Because the authors of scripture, inspired by God, use figurative language to describe the experience of final judgment, we need to be very careful when we try to specify what it is, and where it is. It is my belief that whatever is meant by ‘Gehenna’ and ‘Hades’, it is not located in God’s ‘very good’ creation, either in the heavens above or on the earth or under the earth. In the beginning God created the heavens and the earth. There is no mention of God creating a third area called hell. The final judgment is being removed from God’s good creation, not sent to another part of it. I have no idea where ‘hell’ is because I think it is a confusing and misleading question.

Hell is not a word in the bible; it is an English translation of Sheol (the Jewish concept of the grave), Gehenna (an actual place outside of Jerusalem where garbage and the condemned dead were cast) and Hades and Tartarus (Greek mythology that the Jews adopted to describe the final judgment).

I prefer to speak of ‘final judgment’ rather than hell. I do believe in a final judgment, and I do believe that not everyone will enter the new creation. But we stand on the other side of centuries of graphic and speculative imaginings about hell (like Dante’s Inferno) based on literalistic readings of visions, symbols, images and metaphors in the bible that were not meant to literally describe the final judgment but to impress on us the seriousness of the final judgment. If someone asks me if I believe in ‘hell’, all I can say is that I believe in whatever Jesus meant when He referred to Gehenna and Hades, and not what subsequent generations of believers have imagined that to mean.
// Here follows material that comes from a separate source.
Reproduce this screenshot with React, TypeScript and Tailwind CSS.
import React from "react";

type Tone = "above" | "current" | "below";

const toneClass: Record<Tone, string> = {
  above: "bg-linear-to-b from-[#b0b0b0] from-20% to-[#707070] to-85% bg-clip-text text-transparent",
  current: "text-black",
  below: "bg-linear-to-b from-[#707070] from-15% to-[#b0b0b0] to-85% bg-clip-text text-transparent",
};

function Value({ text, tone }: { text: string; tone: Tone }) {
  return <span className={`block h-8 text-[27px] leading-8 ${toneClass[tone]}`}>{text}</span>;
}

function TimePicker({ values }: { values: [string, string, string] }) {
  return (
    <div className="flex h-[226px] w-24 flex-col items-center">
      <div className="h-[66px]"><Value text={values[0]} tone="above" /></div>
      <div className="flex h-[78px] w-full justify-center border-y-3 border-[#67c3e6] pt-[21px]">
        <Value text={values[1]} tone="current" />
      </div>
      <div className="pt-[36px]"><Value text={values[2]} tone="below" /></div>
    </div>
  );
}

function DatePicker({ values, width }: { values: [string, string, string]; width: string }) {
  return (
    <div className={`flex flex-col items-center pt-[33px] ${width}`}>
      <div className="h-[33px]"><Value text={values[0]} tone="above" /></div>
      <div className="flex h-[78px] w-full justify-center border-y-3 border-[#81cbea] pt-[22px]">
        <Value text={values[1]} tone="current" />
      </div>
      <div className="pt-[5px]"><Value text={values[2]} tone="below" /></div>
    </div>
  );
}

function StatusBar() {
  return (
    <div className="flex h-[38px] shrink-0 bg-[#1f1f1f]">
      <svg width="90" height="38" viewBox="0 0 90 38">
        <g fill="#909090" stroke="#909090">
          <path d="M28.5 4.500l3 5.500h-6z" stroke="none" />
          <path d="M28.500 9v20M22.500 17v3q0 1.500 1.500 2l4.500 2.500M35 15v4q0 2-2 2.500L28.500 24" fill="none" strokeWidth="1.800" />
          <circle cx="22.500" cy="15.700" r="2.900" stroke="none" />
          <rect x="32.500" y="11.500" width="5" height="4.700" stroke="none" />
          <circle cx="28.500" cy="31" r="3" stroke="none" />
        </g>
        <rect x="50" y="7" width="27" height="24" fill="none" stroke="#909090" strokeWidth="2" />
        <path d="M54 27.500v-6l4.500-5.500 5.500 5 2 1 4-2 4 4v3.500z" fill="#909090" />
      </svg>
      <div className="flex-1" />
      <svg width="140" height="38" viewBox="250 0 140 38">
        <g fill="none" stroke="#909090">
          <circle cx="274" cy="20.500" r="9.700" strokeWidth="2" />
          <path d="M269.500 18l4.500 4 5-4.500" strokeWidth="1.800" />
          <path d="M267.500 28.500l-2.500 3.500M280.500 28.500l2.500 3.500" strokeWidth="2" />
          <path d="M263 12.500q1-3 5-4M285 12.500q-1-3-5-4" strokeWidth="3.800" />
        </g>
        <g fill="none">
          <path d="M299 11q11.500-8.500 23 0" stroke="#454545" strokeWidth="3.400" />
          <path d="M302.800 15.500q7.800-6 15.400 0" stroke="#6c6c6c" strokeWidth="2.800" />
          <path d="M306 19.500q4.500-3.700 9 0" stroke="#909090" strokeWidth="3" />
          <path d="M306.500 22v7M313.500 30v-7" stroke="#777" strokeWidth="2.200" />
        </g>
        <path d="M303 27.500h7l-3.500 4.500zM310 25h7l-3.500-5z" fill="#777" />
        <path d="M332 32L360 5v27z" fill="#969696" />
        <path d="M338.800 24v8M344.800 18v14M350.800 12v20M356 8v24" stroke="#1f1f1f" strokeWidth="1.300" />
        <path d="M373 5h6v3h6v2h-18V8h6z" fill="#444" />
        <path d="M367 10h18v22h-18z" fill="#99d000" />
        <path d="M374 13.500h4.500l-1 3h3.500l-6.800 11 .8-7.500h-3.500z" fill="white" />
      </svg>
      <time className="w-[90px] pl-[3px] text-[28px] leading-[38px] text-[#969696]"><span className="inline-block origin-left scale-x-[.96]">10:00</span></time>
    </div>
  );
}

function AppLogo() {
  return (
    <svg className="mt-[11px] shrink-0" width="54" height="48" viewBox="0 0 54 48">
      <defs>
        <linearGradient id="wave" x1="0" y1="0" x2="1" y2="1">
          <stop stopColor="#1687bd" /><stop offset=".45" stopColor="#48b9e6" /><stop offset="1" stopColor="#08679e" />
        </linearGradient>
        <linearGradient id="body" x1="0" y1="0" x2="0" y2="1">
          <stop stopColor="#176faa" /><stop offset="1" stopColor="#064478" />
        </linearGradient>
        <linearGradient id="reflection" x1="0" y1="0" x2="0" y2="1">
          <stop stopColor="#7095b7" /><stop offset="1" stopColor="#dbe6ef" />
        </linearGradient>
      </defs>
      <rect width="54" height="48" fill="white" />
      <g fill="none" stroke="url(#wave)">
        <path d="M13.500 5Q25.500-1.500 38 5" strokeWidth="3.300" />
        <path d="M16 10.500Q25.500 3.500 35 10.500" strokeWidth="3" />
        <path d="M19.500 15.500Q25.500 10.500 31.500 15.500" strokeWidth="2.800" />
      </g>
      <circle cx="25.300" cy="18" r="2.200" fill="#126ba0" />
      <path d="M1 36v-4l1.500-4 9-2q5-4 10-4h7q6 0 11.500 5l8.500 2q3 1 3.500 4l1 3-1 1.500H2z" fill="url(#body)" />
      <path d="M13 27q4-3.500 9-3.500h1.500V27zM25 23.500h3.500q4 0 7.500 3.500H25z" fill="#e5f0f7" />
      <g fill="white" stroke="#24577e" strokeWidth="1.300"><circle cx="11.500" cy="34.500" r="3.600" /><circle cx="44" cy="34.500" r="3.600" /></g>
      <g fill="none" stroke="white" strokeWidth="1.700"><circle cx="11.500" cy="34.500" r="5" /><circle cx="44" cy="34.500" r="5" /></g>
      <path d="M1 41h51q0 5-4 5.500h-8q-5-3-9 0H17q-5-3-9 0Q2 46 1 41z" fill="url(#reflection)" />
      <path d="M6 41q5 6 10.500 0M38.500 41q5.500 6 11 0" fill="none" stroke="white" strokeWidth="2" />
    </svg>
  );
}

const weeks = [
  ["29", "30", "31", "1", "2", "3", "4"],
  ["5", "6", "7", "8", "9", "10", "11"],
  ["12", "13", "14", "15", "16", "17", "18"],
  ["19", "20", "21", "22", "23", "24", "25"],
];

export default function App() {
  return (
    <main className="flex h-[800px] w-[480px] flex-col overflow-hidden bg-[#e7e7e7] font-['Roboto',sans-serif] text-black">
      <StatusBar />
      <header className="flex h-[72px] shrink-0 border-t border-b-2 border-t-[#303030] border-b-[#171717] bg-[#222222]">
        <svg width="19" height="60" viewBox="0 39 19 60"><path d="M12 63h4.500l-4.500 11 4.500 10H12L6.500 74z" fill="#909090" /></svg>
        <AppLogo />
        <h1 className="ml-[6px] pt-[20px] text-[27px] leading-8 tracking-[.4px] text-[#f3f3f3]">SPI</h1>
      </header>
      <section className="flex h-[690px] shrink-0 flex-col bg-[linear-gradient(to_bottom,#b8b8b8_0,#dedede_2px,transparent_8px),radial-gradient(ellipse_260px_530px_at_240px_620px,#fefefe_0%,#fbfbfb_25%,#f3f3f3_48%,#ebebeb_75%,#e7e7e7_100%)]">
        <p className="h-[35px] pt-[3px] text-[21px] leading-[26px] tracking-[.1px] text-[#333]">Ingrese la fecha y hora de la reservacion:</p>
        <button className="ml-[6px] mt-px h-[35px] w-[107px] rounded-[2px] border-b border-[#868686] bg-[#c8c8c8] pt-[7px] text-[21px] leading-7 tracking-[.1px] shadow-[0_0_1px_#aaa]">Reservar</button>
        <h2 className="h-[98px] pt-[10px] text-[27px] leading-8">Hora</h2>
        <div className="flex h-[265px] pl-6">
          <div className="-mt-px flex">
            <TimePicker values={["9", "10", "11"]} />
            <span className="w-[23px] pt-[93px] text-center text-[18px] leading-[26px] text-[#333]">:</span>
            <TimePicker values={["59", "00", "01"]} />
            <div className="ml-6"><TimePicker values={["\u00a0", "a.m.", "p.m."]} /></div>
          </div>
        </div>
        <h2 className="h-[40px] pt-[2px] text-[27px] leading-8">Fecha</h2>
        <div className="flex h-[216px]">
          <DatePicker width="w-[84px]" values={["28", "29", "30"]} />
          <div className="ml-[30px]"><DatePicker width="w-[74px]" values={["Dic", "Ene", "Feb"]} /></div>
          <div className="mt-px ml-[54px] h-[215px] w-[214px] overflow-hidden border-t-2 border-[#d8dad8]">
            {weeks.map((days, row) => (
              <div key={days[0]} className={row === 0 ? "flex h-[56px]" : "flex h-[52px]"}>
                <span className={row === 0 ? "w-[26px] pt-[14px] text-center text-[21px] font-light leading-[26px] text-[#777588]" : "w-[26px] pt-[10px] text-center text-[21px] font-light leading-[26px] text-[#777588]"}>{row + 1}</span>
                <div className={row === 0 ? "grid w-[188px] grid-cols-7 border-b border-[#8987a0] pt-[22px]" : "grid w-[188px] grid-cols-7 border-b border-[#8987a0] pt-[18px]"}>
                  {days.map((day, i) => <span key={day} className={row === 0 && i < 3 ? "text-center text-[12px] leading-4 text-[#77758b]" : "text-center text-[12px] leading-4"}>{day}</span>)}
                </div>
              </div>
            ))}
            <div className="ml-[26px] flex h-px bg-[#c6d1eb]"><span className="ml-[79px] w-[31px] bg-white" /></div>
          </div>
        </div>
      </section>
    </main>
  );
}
There are many that say they have been to heaven and back (there are books and movies).  How is this possible? You hear before people die they see “the Light”, with the thinking of the new earth being heaven, how is this? What is this?
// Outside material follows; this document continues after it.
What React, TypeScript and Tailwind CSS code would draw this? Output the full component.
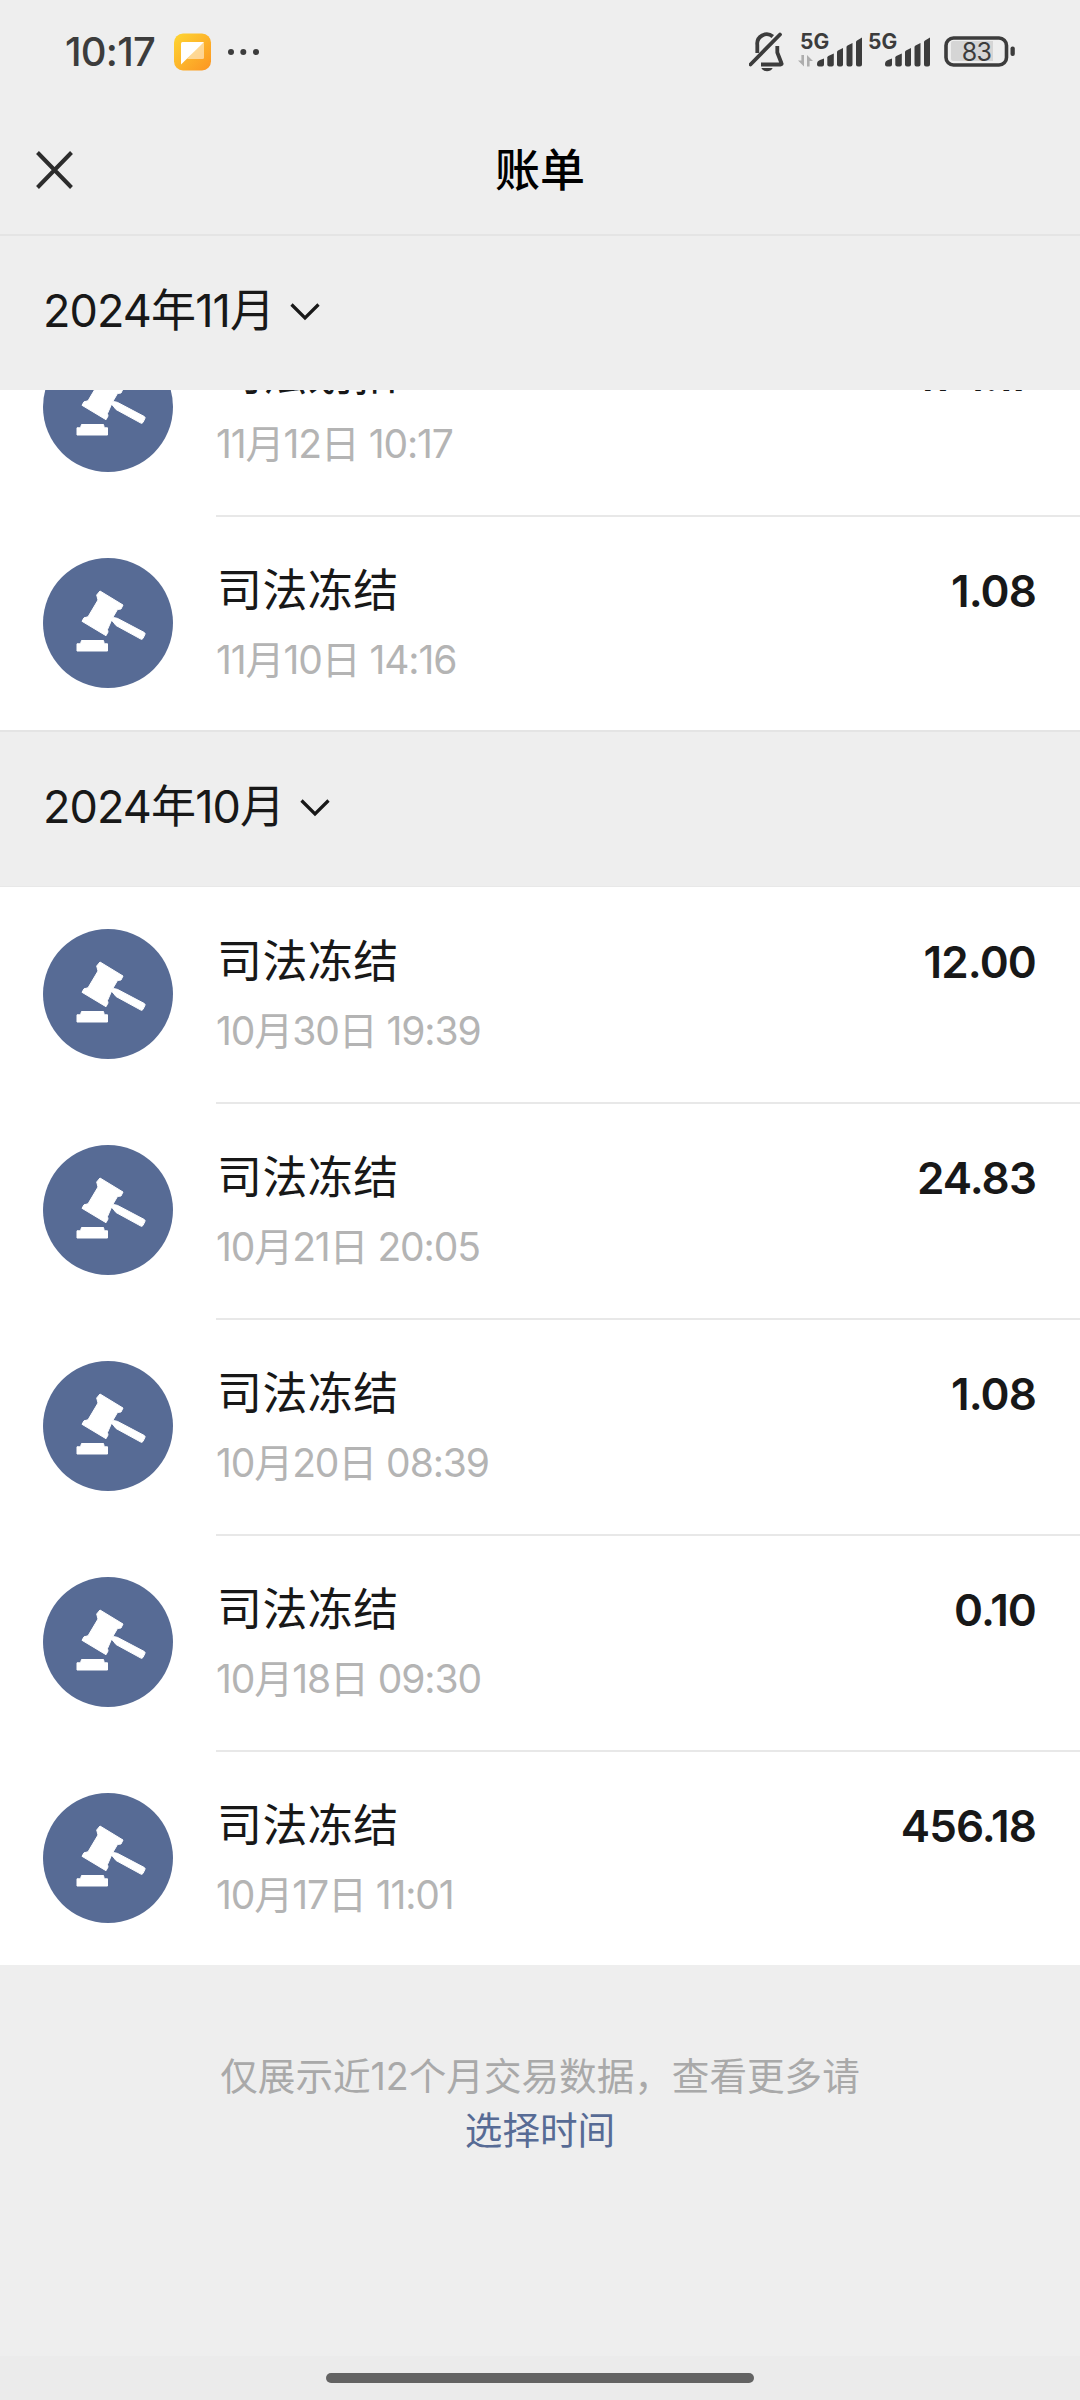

There really is no way to answer this. These are unprovable experiences which some sadly have made up. Perhaps some have true experiences, but we will never know. I do not reject them, but neither do I put much weight on them. Paul describes his own ‘heavenly experience’ (2 Corinthians 12:1-10). We do not need to affirm or deny these stories, they can stay on the shelf as interesting possibilities that may or may not reflect what the truth says, but we should not treat them as authoritative.

One Comment

  1. Great article, learned a lot! Wish I had been there!

    Your second question was a point of great conversation for me at Tyndale – I’ve always believed that God is the God of not just our Earth, but of the entire Cosmos. A Being of such magnitude could not be inside the dimension of time, so if we go to “be with God” after death, holding pattern or not, would we no longer be confined within the mortal understanding of linear time-flow?

    Perhaps its possible that the moment after death, we are with the Lord on judgement day, the second coming, and New Earth. And we arrive there the same moment our ancestors from millennia ago arrive, with no sense of “holding pattern” or a purgatorial state.

    The revelations of Revelations 6 has thrown me for a loop in the past regarding the “wait a little longer”, but I like how you put it – it is a vision, meant to illustrate our eschatology and intentionally revealed so that we may read and quote it for 1000s of years. After all, in Moses’ vision of Genesis, God didn’t feel the need to mention microbiology or powering the stars via nuclear fusion. Perhaps “wait a little longer” was as much for us as those souls “under the altar”.